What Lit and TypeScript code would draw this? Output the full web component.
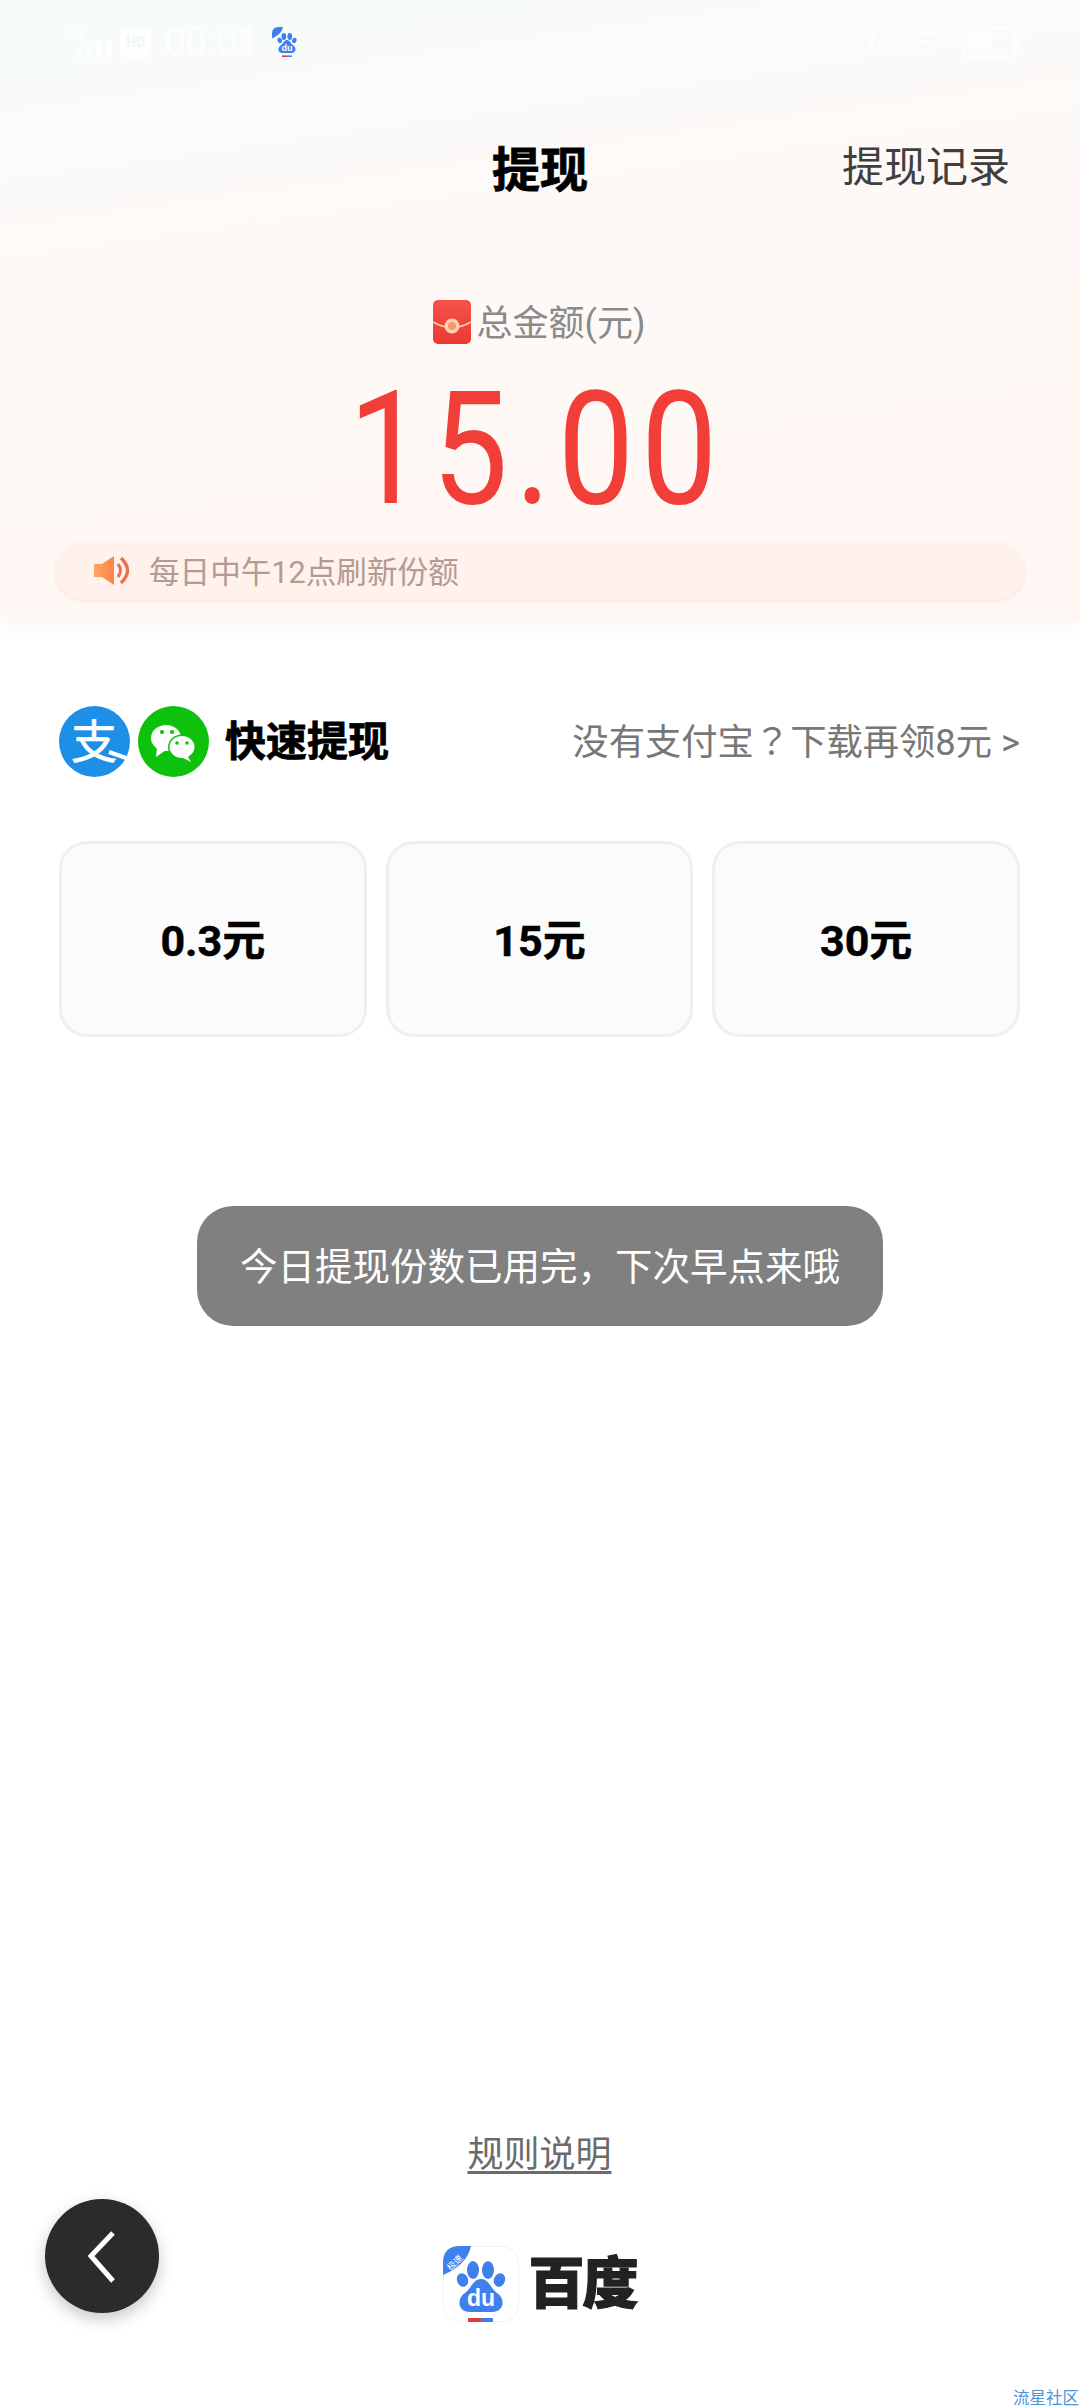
import { LitElement, html, css, svg } from "lit";
import { customElement, property } from "lit/decorators.js";

@customElement("baidu-mark")
class BaiduMark extends LitElement {
  static styles = css`
    :host {
      display: block;
      line-height: 0;
    }
    .du {
      font-family: "Liberation Sans", sans-serif;
      font-weight: 700;
      font-size: 23px;
      fill: #fff;
    }
    .badge {
      font-family: "Noto Sans CJK SC", sans-serif;
      font-size: 9px;
      fill: #fff;
    }
  `;

  @property({ type: Number }) size = 76;
  @property({ type: Boolean }) framed = false;

  render() {
    return html`
      <svg width=${this.size} height=${this.size} viewBox="0 0 76 76">
        ${this.framed
          ? svg`<rect x="0.5" y="0.5" width="75" height="75" rx="17" fill="#fff" stroke="#f2f2f2" />`
          : ""}
        <path d="M0 29 V17 Q0 0 17 0 H28 Q24 19 0 29Z" fill="#3f7fee" />
        ${this.framed
          ? svg`<text class="badge" transform="translate(14 19) rotate(-45)" text-anchor="middle">极速</text>`
          : ""}
        <ellipse cx="19.5" cy="34" rx="5.5" ry="7" transform="rotate(-20 19.5 34)" fill="#3f7fee" />
        <ellipse cx="30" cy="24" rx="6" ry="9" fill="#3f7fee" />
        <ellipse cx="45" cy="24" rx="6" ry="9" fill="#3f7fee" />
        <ellipse cx="56.5" cy="34" rx="5.5" ry="7" transform="rotate(20 56.5 34)" fill="#3f7fee" />
        <path
          d="M38 33 C30 33 28 43 22 47 C13 53 15 66 27 66 H49 C61 66 63 53 54 47 C48 43 46 33 38 33Z"
          fill="#3f7fee"
        />
        <text class="du" x="38" y="60" text-anchor="middle">du</text>
        <rect x="25" y="72" width="13" height="4" fill="#d9403b" />
        <rect x="38" y="72" width="12" height="4" fill="#3f7fee" />
      </svg>
    `;
  }
}

@customElement("app-root")
export class AppRoot extends LitElement {
  static styles = css`
    :host {
      display: block;
      position: relative;
      width: 1080px;
      height: 2408px;
      overflow: hidden;
      background: #fff;
      font-family: Roboto, "Noto Sans CJK SC", sans-serif;
      color: #000;
    }

    .page {
      display: flex;
      flex-direction: column;
      height: 100%;
    }

    .top {
      height: 622px;
      flex: none;
      box-sizing: border-box;
      background: linear-gradient(172deg, #f5fbfb 0%, #f9fbfa 14%, #fdf9f7 34%, #fff8f5 70%, #fff7f3 100%);
      box-shadow: 0 8px 14px rgba(0, 0, 0, 0.025);
    }

    .status {
      height: 84px;
      padding: 0 60px;
      display: flex;
      align-items: center;
      justify-content: space-between;
      color: #fff;
    }
    .status-left,
    .status-right {
      display: flex;
      align-items: center;
    }
    .faint {
      opacity: 0.75;
    }
    .hd {
      width: 31px;
      height: 31px;
      margin-left: 4px;
      border-radius: 6px;
      background: #fff;
      color: #eef6f5;
      font-size: 14px;
      font-weight: 700;
      display: flex;
      align-items: center;
      justify-content: center;
    }
    .time {
      margin-left: 13px;
      font-size: 38px;
      line-height: 42px;
    }
    .status-paw {
      margin-left: 13px;
    }
    .status-right {
      gap: 18px;
    }

    .nav {
      position: relative;
      height: 168px;
      display: flex;
      align-items: center;
      justify-content: center;
    }
    .nav h1 {
      margin: 6px 0 0;
      font-size: 48px;
      font-weight: 700;
      line-height: 60px;
      -webkit-text-stroke: 0.8px #000;
    }
    .records {
      position: absolute;
      right: 70px;
      top: 58px;
      font-size: 42px;
      line-height: 52px;
      color: #3f3f3f;
    }

    .label {
      margin-top: 47px;
      height: 46px;
      display: flex;
      align-items: center;
      justify-content: center;
      gap: 6px;
      font-size: 36px;
      color: #8a8a8a;
    }
    .label span {
      margin-bottom: 5px;
      margin-right: 2px;
    }

    .amount {
      margin-top: 34px;
      height: 140px;
      padding-right: 8px;
      display: flex;
      justify-content: center;
      color: #f23e39;
    }
    .amount span {
      display: block;
      font-size: 158px;
      line-height: 140px;
      font-weight: 400;
      letter-spacing: 8px;
      transform: scaleX(0.86);
    }

    .notice {
      margin: 23px 55px 0;
      height: 58px;
      padding-left: 39px;
      display: flex;
      align-items: center;
      gap: 17px;
      border-radius: 29px;
      background: #fff1ec;
      box-shadow: 0 1px 3px rgba(240, 190, 170, 0.35);
      color: #b39a93;
    }
    .notice span {
      margin-top: 3px;
      font-size: 30.6px;
      line-height: 46px;
    }

    .main {
      flex: 1;
      padding: 84px 60px 0 59px;
      display: flex;
      flex-direction: column;
    }
    .quick {
      height: 71px;
      display: flex;
      align-items: center;
    }
    .pay-icons {
      display: flex;
      gap: 8px;
    }
    .quick h2 {
      margin: 0 0 0 16px;
      font-size: 41px;
      font-weight: 700;
      line-height: 52px;
      -webkit-text-stroke: 0.8px #000;
    }
    .promo {
      margin-left: auto;
      padding-bottom: 2px;
      font-size: 36.3px;
      line-height: 48px;
      color: #777;
      white-space: nowrap;
    }
    .promo .q {
      font-family: "Noto Sans CJK TC", sans-serif;
    }
    .alipay-char {
      font-family: "Noto Sans CJK SC", sans-serif;
      font-size: 46px;
      fill: #fff;
      stroke: #fff;
      stroke-width: 0.7px;
    }

    .options {
      margin-top: 64px;
      display: grid;
      grid-template-columns: repeat(3, 1fr);
      gap: 19px;
    }
    .option {
      height: 196px;
      box-sizing: border-box;
      padding-bottom: 5px;
      border: 3px solid #efefef;
      border-radius: 28px;
      background: #fbfbfb;
      display: flex;
      align-items: center;
      justify-content: center;
      font-size: 43px;
      font-weight: 700;
      -webkit-text-stroke: 0.5px #000;
    }

    .footer {
      margin-top: auto;
      padding-bottom: 86px;
      display: flex;
      flex-direction: column;
      align-items: center;
      gap: 73px;
    }
    .rules {
      font-size: 36px;
      line-height: 36px;
      color: #6b6b6b;
      text-decoration: underline;
      text-underline-offset: 4px;
    }
    .brand {
      display: flex;
      align-items: center;
      gap: 10px;
    }
    .brand-name {
      font-size: 56px;
      line-height: 60px;
      font-weight: 900;
      color: #222;
      letter-spacing: -2px;
      -webkit-text-stroke: 1.2px #222;
    }

    .toast {
      position: absolute;
      left: 197px;
      top: 1206px;
      width: 686px;
      height: 120px;
      box-sizing: border-box;
      padding-bottom: 6px;
      border-radius: 36px;
      background: #808080;
      color: #fff;
      font-size: 37.5px;
      display: flex;
      align-items: center;
      justify-content: center;
      white-space: nowrap;
    }

    .back {
      position: absolute;
      left: 45px;
      top: 2199px;
      width: 114px;
      height: 114px;
      border-radius: 50%;
      background: #2b2b2b;
      box-shadow: 0 6px 16px rgba(0, 0, 0, 0.22);
      display: flex;
      align-items: center;
      justify-content: center;
    }

    .mark {
      position: absolute;
      left: 1013px;
      top: 2390px;
      font-size: 16.5px;
      line-height: 18px;
      color: #4a94dc;
      white-space: nowrap;
    }
  `;

  private options = ["0.3元", "15元", "30元"];

  private signalIcon() {
    return html`
      <svg class="faint" width="56" height="34" viewBox="0 0 56 34">
        <text x="3" y="15" font-size="17" font-weight="700" fill="#fff" font-family="Roboto">5G</text>
        <rect x="16" y="24" width="6" height="8" fill="#fff" />
        <rect x="26" y="20" width="6" height="12" fill="#fff" />
        <rect x="36" y="16" width="6" height="16" fill="#fff" />
        <rect x="46" y="16" width="6" height="16" fill="#fff" />
      </svg>
    `;
  }

  private muteIcon() {
    return html`
      <svg class="faint" width="26" height="32" viewBox="0 0 26 32" fill="none" stroke="#fff" stroke-width="3">
        <path d="M6 24 V14 Q6 5 13 5 Q20 5 20 14 V24 M3 24 H23 M10 28 H16 M3 3 L23 29" />
      </svg>
    `;
  }

  private wifiIcon() {
    return html`
      <svg class="faint" width="34" height="24" viewBox="0 0 34 24" fill="none" stroke="#fff" stroke-width="3">
        <path d="M2 9 Q17 -3 32 9 M8 15 Q17 8 26 15" />
        <circle cx="17" cy="20" r="2.5" fill="#fff" stroke="none" />
      </svg>
    `;
  }

  private batteryIcon() {
    return html`
      <svg class="faint" width="58" height="32" viewBox="0 0 58 32" fill="none">
        <rect x="1.5" y="1.5" width="52" height="29" rx="5" stroke="#fff" stroke-width="3" />
        <rect x="5" y="5" width="24" height="22" rx="2" fill="#fff" />
        <rect x="55" y="11" width="3" height="10" rx="1" fill="#fff" />
      </svg>
    `;
  }

  private redPacket() {
    return html`
      <svg width="38" height="44" viewBox="0 0 38 44">
        <defs>
          <linearGradient id="packet" x1="0" y1="0" x2="0" y2="1">
            <stop offset="0" stop-color="#f5524b" />
            <stop offset="1" stop-color="#ea3a32" />
          </linearGradient>
        </defs>
        <rect width="38" height="44" rx="5" fill="url(#packet)" />
        <path d="M0 22 Q19 33 38 22" fill="none" stroke="#fbd0b4" stroke-width="1.8" />
        <circle cx="19" cy="26" r="7.5" fill="#fbd0b4" />
        <circle cx="19" cy="26" r="4" fill="#f49a66" />
      </svg>
    `;
  }

  private speaker() {
    return html`
      <svg width="38" height="30" viewBox="0 0 38 30" fill="none">
        <defs>
          <linearGradient id="cone" x1="0" y1="0" x2="1" y2="0">
            <stop offset="0" stop-color="#ffa564" />
            <stop offset="1" stop-color="#ff8247" />
          </linearGradient>
        </defs>
        <path d="M0 8 H8 L20 0 V29 L8 21 H0Z" fill="url(#cone)" />
        <path d="M24 8 Q29 14.5 24 21" stroke="#ef6d50" stroke-width="3" />
        <path d="M27 2 Q40 14.5 27 27" stroke="#ef6d50" stroke-width="3.4" />
      </svg>
    `;
  }

  private alipay() {
    return html`
      <svg width="71" height="71" viewBox="0 0 71 71">
        <circle cx="35.5" cy="35.5" r="35.5" fill="#1e8fe6" />
        <text class="alipay-char" x="35" y="52" text-anchor="middle">支</text>
        <path d="M50 46 L70 53" stroke="#fff" stroke-width="4" fill="none" />
      </svg>
    `;
  }

  private wechat() {
    return html`
      <svg width="71" height="71" viewBox="0 0 71 71">
        <circle cx="35.5" cy="35.5" r="35.5" fill="#0dc10d" />
        <ellipse cx="28" cy="32" rx="15" ry="13" fill="#fff" />
        <path d="M19 41 L18 51 L28 44Z" fill="#fff" />
        <ellipse cx="44" cy="41" rx="14" ry="12.5" fill="#0dc10d" />
        <ellipse cx="44" cy="41" rx="12.5" ry="11" fill="#fff" />
        <path d="M49 49 L53 56 L43 51Z" fill="#fff" />
        <circle cx="24" cy="26" r="2.1" fill="#0dc10d" />
        <circle cx="34" cy="26" r="2.1" fill="#0dc10d" />
        <circle cx="39" cy="37" r="1.8" fill="#0dc10d" />
        <circle cx="49" cy="37" r="1.8" fill="#0dc10d" />
      </svg>
    `;
  }

  render() {
    return html`
      <div class="page">
        <section class="top">
          <div class="status">
            <div class="status-left">
              ${this.signalIcon()}
              <div class="hd faint">HD</div>
              <div class="time faint">00:01</div>
              <baidu-mark class="status-paw" size="30"></baidu-mark>
            </div>
            <div class="status-right">
              ${this.muteIcon()} ${this.wifiIcon()} ${this.batteryIcon()}
            </div>
          </div>
          <div class="nav">
            <h1>提现</h1>
            <div class="records">提现记录</div>
          </div>
          <div class="label">${this.redPacket()}<span>总金额(元)</span></div>
          <div class="amount"><span>15.00</span></div>
          <div class="notice">${this.speaker()}<span>每日中午12点刷新份额</span></div>
        </section>

        <section class="main">
          <div class="quick">
            <div class="pay-icons">${this.alipay()} ${this.wechat()}</div>
            <h2>快速提现</h2>
            <div class="promo">没有支付宝<span class="q">？</span>下载再领8元 &gt;</div>
          </div>
          <div class="options">
            ${this.options.map((o) => html`<div class="option">${o}</div>`)}
          </div>
          <div class="footer">
            <div class="rules">规则说明</div>
            <div class="brand">
              <baidu-mark framed size="76"></baidu-mark>
              <div class="brand-name">百度</div>
            </div>
          </div>
        </section>
      </div>

      <div class="toast">今日提现份数已用完，下次早点来哦</div>

      <div class="back">
        <svg width="36" height="56" viewBox="0 0 36 56" fill="none">
          <path d="M29 5 L7 28 L29 53" stroke="#fff" stroke-width="5" />
        </svg>
      </div>

      <div class="mark">流星社区</div>
    `;
  }
}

____________

Copy nothing but the lines from the first one in the listing through the line with "framed = false;", and omit the pictures.

What Lit and TypeScript code would draw this? Output the full web component.
import { LitElement, html, css, svg } from "lit";
import { customElement, property } from "lit/decorators.js";

@customElement("baidu-mark")
class BaiduMark extends LitElement {
  static styles = css`
    :host {
      display: block;
      line-height: 0;
    }
    .du {
      font-family: "Liberation Sans", sans-serif;
      font-weight: 700;
      font-size: 23px;
      fill: #fff;
    }
    .badge {
      font-family: "Noto Sans CJK SC", sans-serif;
      font-size: 9px;
      fill: #fff;
    }
  `;

  @property({ type: Number }) size = 76;
  @property({ type: Boolean }) framed = false;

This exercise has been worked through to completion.